Pablo siempre quiso
ser basurero. En el colegio estaban todos asustados; los profesores,
sus compañeros, los curas y el director.
- ¿Y tú, Pablo? ¿Qué quieres ser de mayor?
- Basurero.
- … ¿Cómo?
- Basurero.
Los niños se reían
y el profesor no podía seguir hablando. Pablo no quería llamar la
atención porque no tenía la edad estúpida preadolescente. Tenía
nueve años. Y ya pensaba en limpiar el mundo. Su padre, médico, y
su madre, abogada, no se reían nada. Era su único hijo. Un proyecto
de cirujano-juez-presidente-astronauta. Y Pablo quería ser basurero;
y después de los nueve años, y de los catorce, y de los diecinueve.
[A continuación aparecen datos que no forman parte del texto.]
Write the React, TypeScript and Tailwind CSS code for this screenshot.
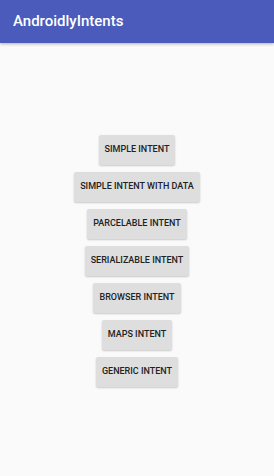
const buttons = [
  "Simple Intent",
  "Simple Intent With Data",
  "Parcelable Intent",
  "Serializable Intent",
  "Browser Intent",
  "Maps Intent",
  "Generic Intent",
]

export default function App() {
  return (
    <div className="flex h-[476px] w-[274px] flex-col bg-[#fafafa] font-['Roboto',sans-serif]">
      <div className="flex h-[43px] items-center bg-[#4a5bbb] px-[13px] shadow-[0_1px_3px_rgba(0,0,0,0.3)]">
        <span className="text-[15px] font-medium text-white">AndroidlyIntents</span>
      </div>
      <div className="flex flex-col items-center gap-[7px] pt-[92px]">
        {buttons.map((b) => (
          <button
            key={b}
            className="h-[30px] rounded-[2px] bg-[#dedede] px-[6px] text-[9px] font-medium uppercase text-[#222] shadow-[0_1px_2px_rgba(0,0,0,0.2)]"
          >
            {b}
          </button>
        ))}
      </div>
    </div>
  )
}
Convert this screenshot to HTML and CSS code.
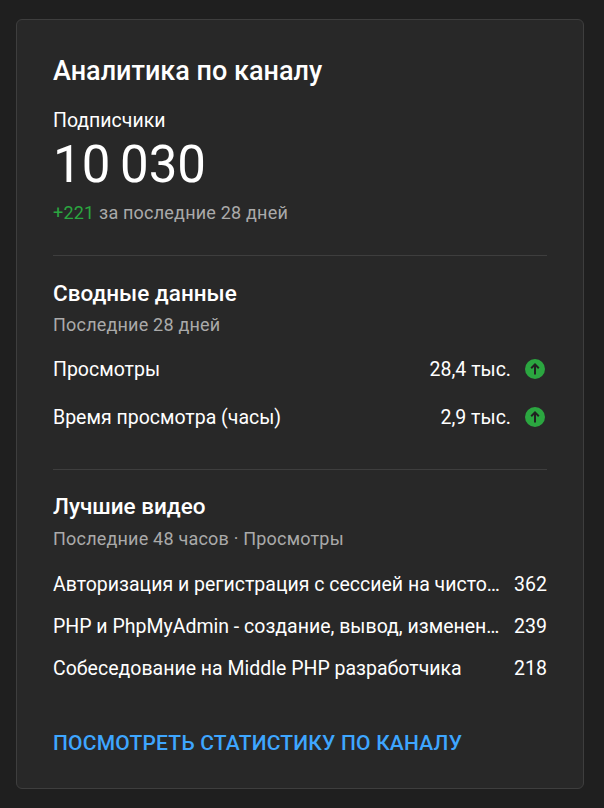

Por qué no se les ocurrió tener más hijos. Por qué. Qué tenía
la mierda que a su hijo le gustaba tanto. Qué habían hecho mal.
Él hacía
montoncitos con sus migas de pan en la mesa del comedor del colegio.
Cuando acababa, hacía los montoncitos de los demás; de su mesa; y
miraba hacia las demás mesas. Con la palma de la mano arrastraba los
deshechos y los juntaba en un gran montón, mientras procuraba un
ruido como de presa hidráulica, motor, camión de basura. Recogía
los platos de los niños de al lado, hacía una montañita con las
sobras en un único plato y dejaba los otros alrededor, sin ponerlos
unos encima de otros, para que la grasa no ensuciara el reverso,
cuando los coges sin guantes y te resbalan, y te dejan las manos sin
uso, por un rato.
En el patio, en el
recreo, buscaba los envoltorios de los bocadillos, las latas de
refresco, los papeles... Los recogía y lo intentaba meter todo en
las papeleras imposibles rebosantes; se imaginaba ratas gigantes
queriendo morderle las piernas, pero las asustaba con un grito. Sus
verdaderos amigos se quedaron a su lado para siempre. Hablaban lo
mismo que él, poco.
Por la noche, en su
habitación, esperaba desde la ventana abierta a que pasara el camión
de la basura, con su luz característica que se reflejaba en las
paredes. Entonces podía dormir tranquilo.
Pero lo que más le
gustaba era ver al barrendero con su carrito, con su soledad y con su
tranquilidad. Pablo quería trabajar de eso cuando fuera mayor. Y
hacer montoncitos, un poco más grandes, con su escoba; y disponer de
una manguera, y mojar todas las calles desiertas. Y que le dejaran en
paz. Y pensar.
A los veintidós
años consiguió ser basurero. Y a los veintitrés, barrendero; con
su carrito, su escoba, su manguera y sus calles nocturnas desiertas.
Dejó el trabajo a
los treinta y cinco, cuando los libros que escribía se empezaron a
vender y los compromisos con la editorial le hicieron incompatible
ambos oficios.
Pero siguió
asomándose a la ventana, por las noches, para ver pasar al camión y
al carrito, a lo lejos, cuando había suerte. Y no dejó de hacer
montoncitos en su mesa, aunque fueran de palabras.